PTAs who are recognized specialists will find themselves being offered greater responsibilities than less qualified coworkers are.

The Qualities Needed by a Successful PTA

As medical professionals, PTAs work with a wide range of patients and situations. This is especially true due to the numerous subfields a PTA can choose to focus on as part of his or her career.

For example, a PTA working in an outpatient clinic assisting individuals who have suffered sports related injuries will have different duties and responsibilities than a PTA working with elderly individuals suffering from dementia.

For this reason, a PTA or individual planning to become a licensed PTA should always consider what their ultimate career choices will be when preparing for this field.

Pay Close Attention to Detail

As a medical professional, the PTA will be expected to understand and carry out a wide range of complicated procedures. In addition, PTAs may also be expected to administer various types of medication depending on their specialty and the state they are working in.

For this reason, a PTA must always be exact in both carrying out and giving instructions. This is especially important when it comes to administering drugs, as failing to follow those instructions can result in serious injury or death to the patient.

In addition, when writing reports for his or her superiors, a PTA must be able to provide accurate and detailed information in order to ensure that the patient’s therapy is as effective as possible.

Be Physically Fit

Most PTAs must remain on their feet for the majority of their workday.
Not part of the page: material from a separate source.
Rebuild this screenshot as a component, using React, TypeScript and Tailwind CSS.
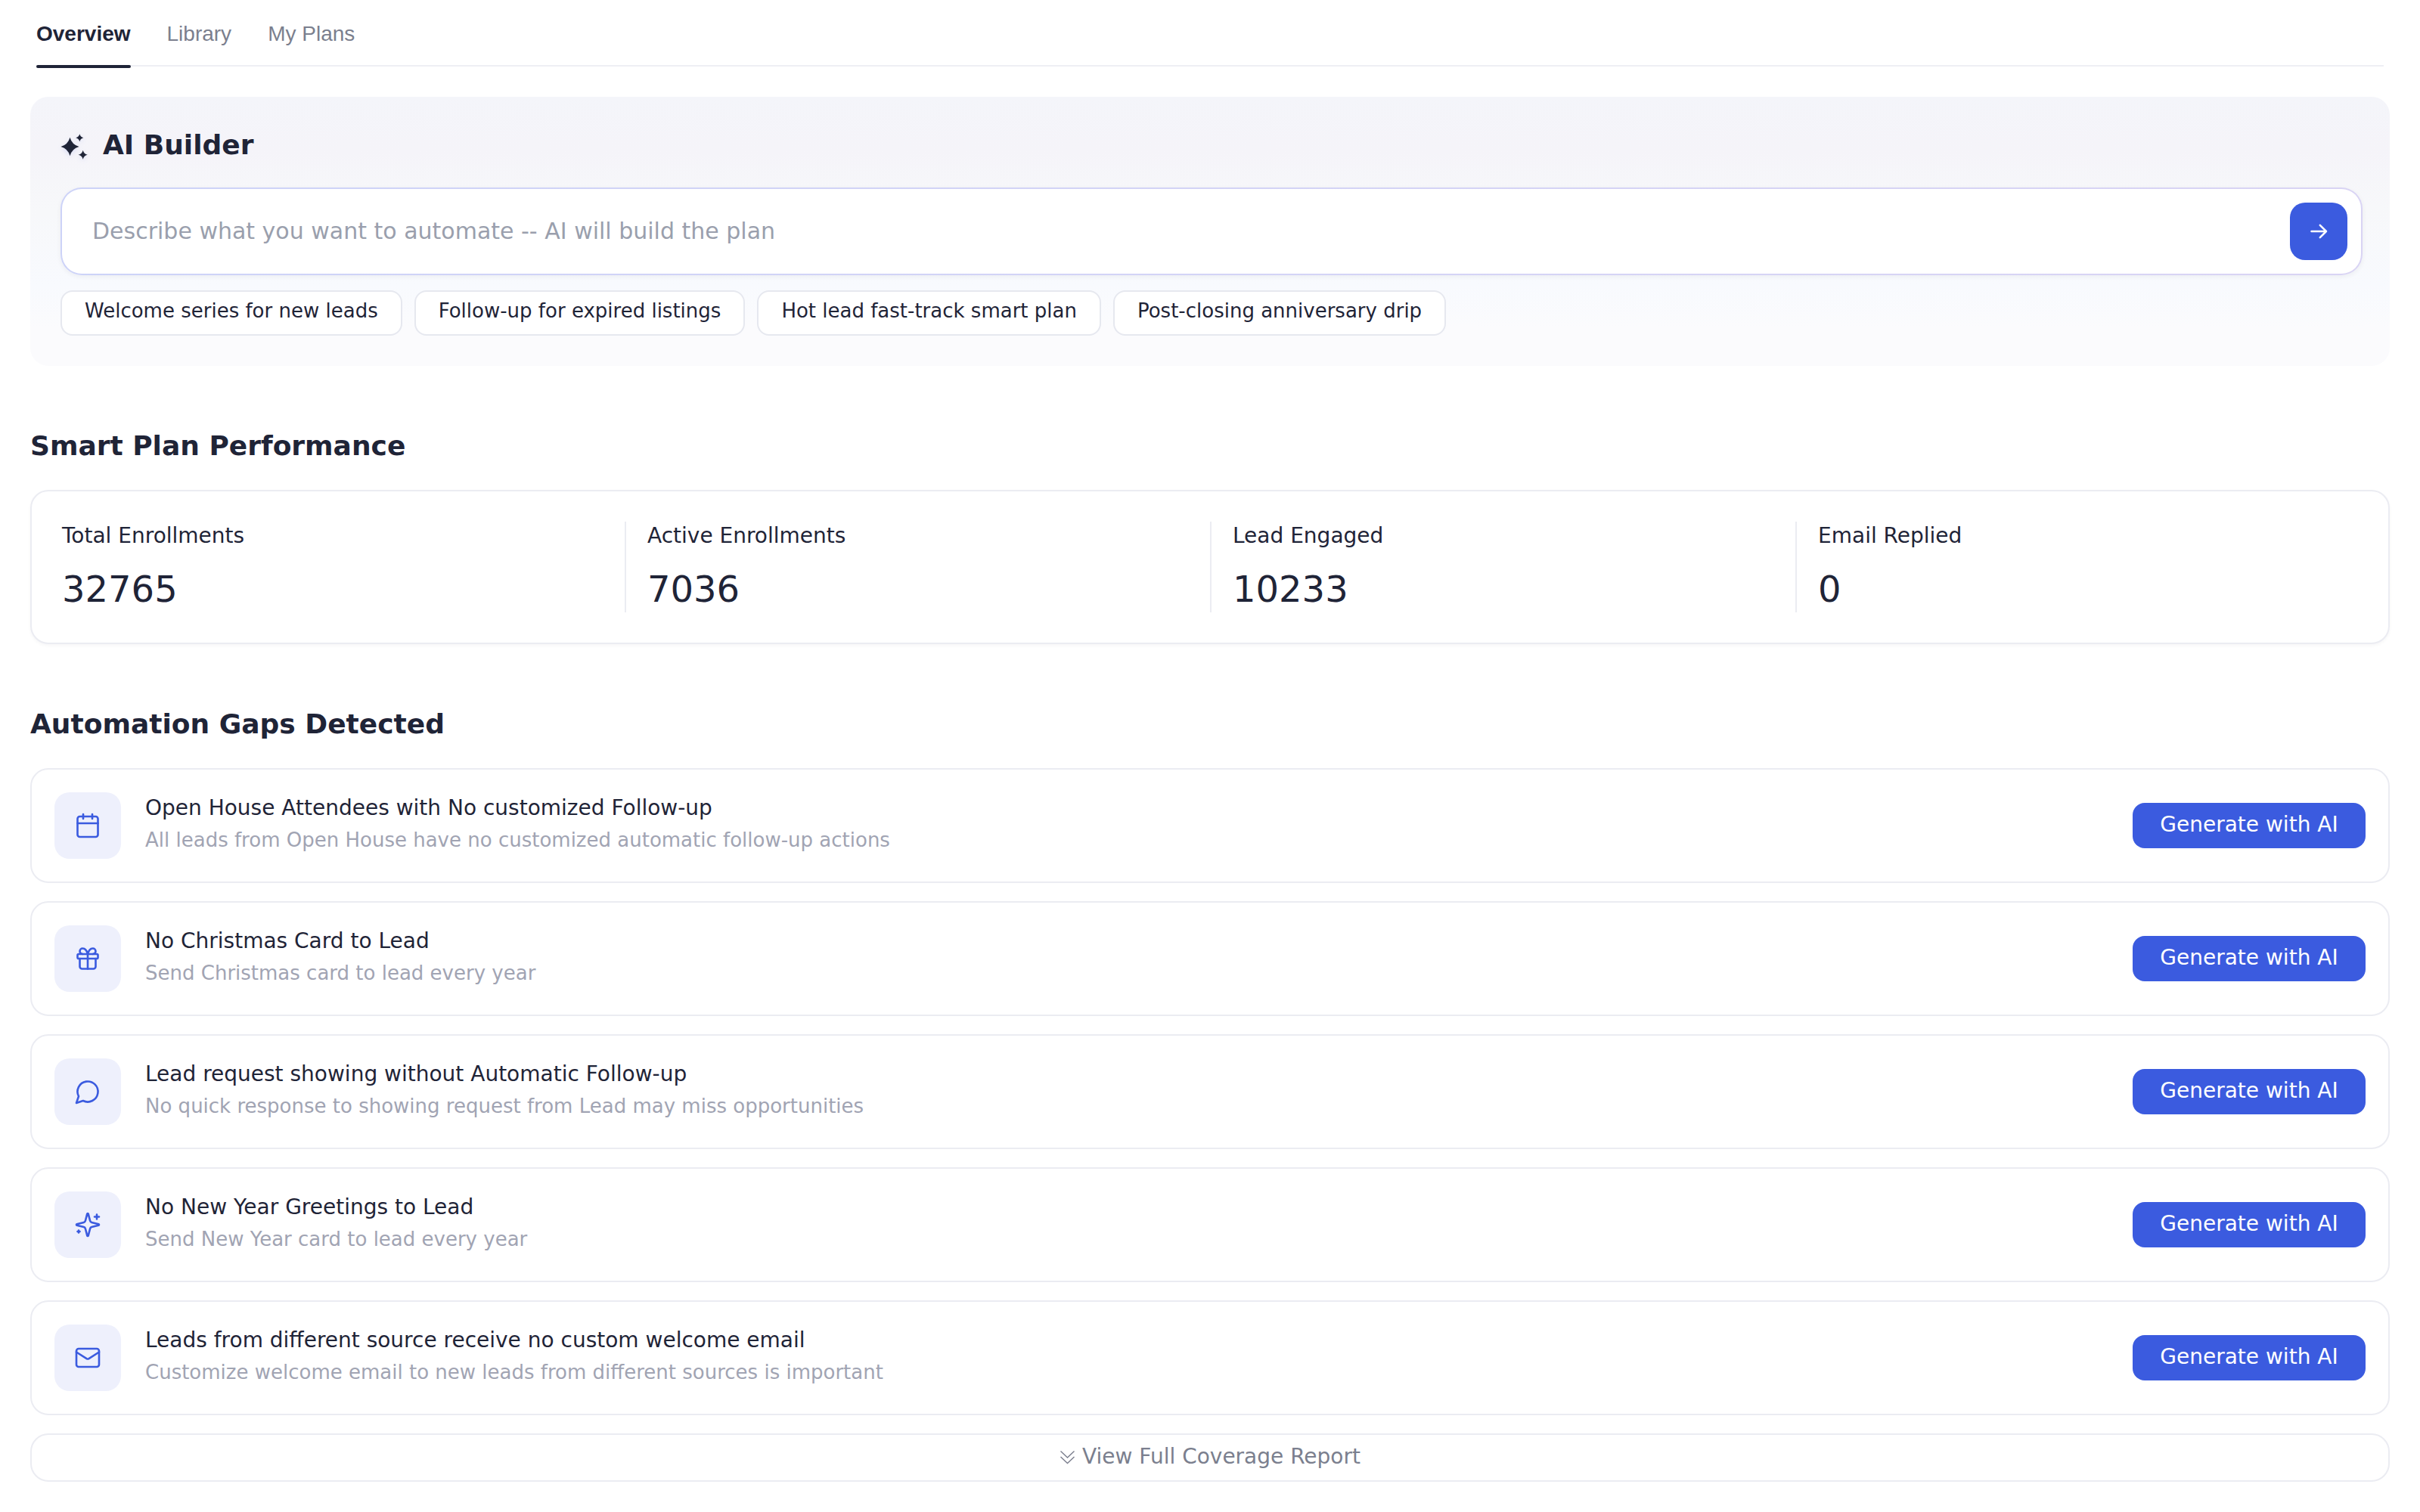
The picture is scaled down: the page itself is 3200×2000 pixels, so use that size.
import { Calendar, Mail } from "lucide-react";
import type { ReactNode } from "react";

const tabs = ["Overview", "Library", "My Plans"];

const prompts = [
  "Welcome series for new leads",
  "Follow-up for expired listings",
  "Hot lead fast-track smart plan",
  "Post-closing anniversary drip",
];

const stats = [
  { label: "Total Enrollments", value: "32765" },
  { label: "Active Enrollments", value: "7036" },
  { label: "Lead Engaged", value: "10233" },
  { label: "Email Replied", value: "0" },
];

// 24px grid outline icon, same weight as the lucide ones below
function Outline({ children }: { children: ReactNode }) {
  return (
    <svg
      className="h-9 w-9"
      viewBox="0 0 24 24"
      fill="none"
      stroke="currentColor"
      strokeWidth="1.75"
      strokeLinecap="round"
      strokeLinejoin="round"
    >
      {children}
    </svg>
  );
}

const gaps = [
  {
    icon: <Calendar className="h-9 w-9" strokeWidth={1.75} />,
    title: "Open House Attendees with No customized Follow-up",
    desc: "All leads from Open House have no customized automatic follow-up actions",
  },
  {
    icon: (
      <Outline>
        <rect x="3" y="8" width="18" height="4" rx="1" />
        <path d="M12 8v13" />
        <path d="M19 12v7a2 2 0 0 1-2 2H7a2 2 0 0 1-2-2v-7" />
        <path d="M7.5 8a2.5 2.5 0 0 1 0-5A4.8 8 0 0 1 12 8a4.8 8 0 0 1 4.5-5 2.5 2.5 0 0 1 0 5" />
      </Outline>
    ),
    title: "No Christmas Card to Lead",
    desc: "Send Christmas card to lead every year",
  },
  {
    icon: (
      <Outline>
        <path d="M7.9 20A9 9 0 1 0 4 16.1L2 22Z" />
      </Outline>
    ),
    title: "Lead request showing without Automatic Follow-up",
    desc: "No quick response to showing request from Lead may miss opportunities",
  },
  {
    icon: (
      <Outline>
        <path d="M9.937 15.5A2 2 0 0 0 8.5 14.063l-6.135-1.582a.5.5 0 0 1 0-.962L8.5 9.936A2 2 0 0 0 9.937 8.5l1.582-6.135a.5.5 0 0 1 .963 0L14.063 8.5A2 2 0 0 0 15.5 9.937l6.135 1.581a.5.5 0 0 1 0 .964L15.5 14.063a2 2 0 0 0-1.437 1.437l-1.582 6.135a.5.5 0 0 1-.963 0z" />
        <path d="M20 3v4M22 5h-4M4 17v2M5 18H3" />
      </Outline>
    ),
    title: "No New Year Greetings to Lead",
    desc: "Send New Year card to lead every year",
  },
  {
    icon: <Mail className="h-9 w-9" strokeWidth={1.75} />,
    title: "Leads from different source receive no custom welcome email",
    desc: "Customize welcome email to new leads from different sources is important",
  },
];

function BuilderIcon() {
  return (
    <svg
      className="h-9 w-9 overflow-visible drop-shadow-[0_2px_3px_rgba(59,91,223,0.15)]"
      viewBox="0 0 36 36"
      fill="#1f2437"
    >
      <path d="M12.5 7.8Q15.1 17.4 24.5 20Q15.1 22.6 12.5 32.2Q9.9 22.6 .5 20Q9.9 17.4 12.5 7.8Z" />
      <path d="M25.3 3.3Q26.3 7.3 30.3 8.3Q26.3 9.3 25.3 13.3Q24.3 9.3 20.3 8.3Q24.3 7.3 25.3 3.3Z" />
      <path d="M29.7 24.7Q30.9 29.5 35.7 30.7Q30.9 31.9 29.7 36.7Q28.5 31.9 23.7 30.7Q28.5 29.5 29.7 24.7Z" />
    </svg>
  );
}

export default function App() {
  return (
    <div className="min-h-[2000px] w-[3200px] bg-white font-['DejaVu_Sans',sans-serif] text-[#1f2437]">
      <nav className="mx-12 flex h-[88px] gap-12 border-b-2 border-[#eeeff4] font-['Liberation_Sans',sans-serif] text-[28px]">
        {tabs.map((t, i) => (
          <div
            key={t}
            className={`flex h-[90px] flex-col justify-between ${i === 0 ? "font-bold text-[#1f2437]" : "text-[#7b7f8e]"}`}
          >
            <span className="pt-[29px] leading-8">{t}</span>
            {i === 0 && <span className="h-1 rounded-sm bg-[#1f2437]" />}
          </div>
        ))}
      </nav>

      <main className="px-10 pt-10">
        {/* AI builder */}
        <section className="h-[356px] rounded-3xl bg-[linear-gradient(180deg,#f4f5fa_0%,#f5f4f9_20%,#f7f8fa_42%,#f8fafe_70%,#fbfbfd_86%)] pr-9 pl-10">
          <div className="flex h-[120px] items-center gap-5 pt-2">
            <BuilderIcon />
            <h2 className="text-[36px] leading-[44px] font-bold">AI Builder</h2>
          </div>
          <div className="h-[116px] rounded-[28px] bg-linear-to-r from-[#cdd3f8] to-[#d9d4f4] p-0.5 shadow-[0_2px_6px_rgba(31,36,55,0.06)]">
            <div className="flex h-full items-center justify-between rounded-[26px] bg-white pr-[18px] pl-10">
              <span className="pb-0.5 text-[30px] text-[#9a9fad]">
                Describe what you want to automate -- AI will build the plan
              </span>
              <button className="flex h-[76px] w-[76px] items-center justify-center rounded-[20px] bg-[#3b5bdf] text-white">
                <svg
                  className="h-8 w-8"
                  viewBox="0 0 32 32"
                  fill="none"
                  stroke="currentColor"
                  strokeWidth="2.5"
                  strokeLinecap="round"
                  strokeLinejoin="round"
                >
                  <path d="M6.5 16H26M17.8 7.8L26 16L17.8 24.2" />
                </svg>
              </button>
            </div>
          </div>
          <div className="mt-5 flex gap-4">
            {prompts.map((p) => (
              <button key={p} className="h-[60px] rounded-2xl border-2 border-[#e6e8ef] bg-white px-[30px] pb-1.5 text-[26px]">
                {p}
              </button>
            ))}
          </div>
        </section>

        {/* Performance */}
        <h2 className="mt-20 text-[36px] leading-[52px] font-bold">Smart Plan Performance</h2>
        <section className="mt-8 flex h-[204px] rounded-3xl border-2 border-[#ebecf2] bg-white p-10 shadow-[0_2px_4px_rgba(31,36,55,0.04)]">
          {stats.map((s, i) => (
            <div key={s.label} className="flex">
              {i > 0 && <div className="mr-7 w-0.5 bg-[#ebecf2]" />}
              <div className="w-[744px]">
                <div className="text-[28px] leading-[38px]">{s.label}</div>
                <div className="mt-[21px] text-[48px] leading-[60px]">{s.value}</div>
              </div>
            </div>
          ))}
        </section>

        {/* Gaps */}
        <h2 className="mt-20 text-[36px] leading-[52px] font-bold">Automation Gaps Detected</h2>
        <section className="mt-8 flex flex-col gap-6">
          {gaps.map(({ icon, title, desc }) => (
            <div key={title} className="flex h-[152px] items-center rounded-3xl border-2 border-[#ebecf2] bg-white px-[30px]">
              <div className="flex h-[88px] w-[88px] items-center justify-center rounded-[20px] bg-[#eef0fc] text-[#3b5bdf]">
                {icon}
              </div>
              <div className="ml-8 flex-1 pb-1">
                <div className="text-[28px] leading-[42px]">{title}</div>
                <div className="text-[26px] leading-[42px] text-[#a1a4b3]">{desc}</div>
              </div>
              <button className="h-[60px] w-[308px] rounded-2xl bg-[#3b5bdf] pb-0.5 text-[28px] text-white">
                Generate with AI
              </button>
            </div>
          ))}
          <button className="flex h-16 items-center justify-center gap-1.5 rounded-3xl border-2 border-[#ebecf2] bg-white pb-0.5 text-[28px] text-[#7b7f8e]">
            <svg className="h-6 w-6" viewBox="0 0 24 24" fill="none" stroke="currentColor" strokeWidth="1.4">
              <path d="M1.5 4.5l9 8.5 9-8.5M1.5 12l9 8.5 9-8.5" />
            </svg>
            View Full Coverage Report
          </button>
        </section>
      </main>
    </div>
  );
}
In addition, PTAs must often assist their patients before, during and after physical therapy sessions.

In some cases, a PTA will have to transfer handicapped patients from place to place. For this reason, a PTA should always be physically fit and able to work for long periods of time without discomfort. This can be especially important if the PTA is working in a position that involves large amounts of unscheduled overtime.

Be Courteous of Others

The PTA must be able to work effectively with her coworkers, superiors and patients. For this reason, a PTA must always have a polite and professional attitude. This can be especially important when working with the elderly or those with cognitive disorders. In many cases, these individuals can be angry, frightened or otherwise non-compliant.

The PTA must also be able to remain calm even during medical emergencies in order to ensure that he or she will provide the best possible assistance to the patient.

Honesty and the Ability to Handle Confidential Information

All medical professionals regularly handle confidential patient information. Both federal and state law mandate that this information must only be shared with authorized individuals.

For this reason, a PTA must always be aware that he or she has been entrusted with a great responsibility in handling a patient’s confidential information.

In addition, patients and family members will often ask the PTA for advice that he or she is not qualified to provide. The PTA must be honest with his or her patients in this case rather than raising false hopes by providing a diagnosis that he or she is not qualified to make.

This can be very difficult in some cases, as the patient, family members and friends may be quite insistent in their desire for the PTA to provide medical information. Nonetheless, the PTA must be able to calmly direct the patient to those medical professionals who are qualified to discuss his or her case.

Ultimately, becoming a PTA can be an excellent choice for those individuals seeking a long-term and rewarding career. By becoming a PTA and focusing on the qualities needed to ensure success, an individual will be able to enter a rewarding career as a licensed PTA.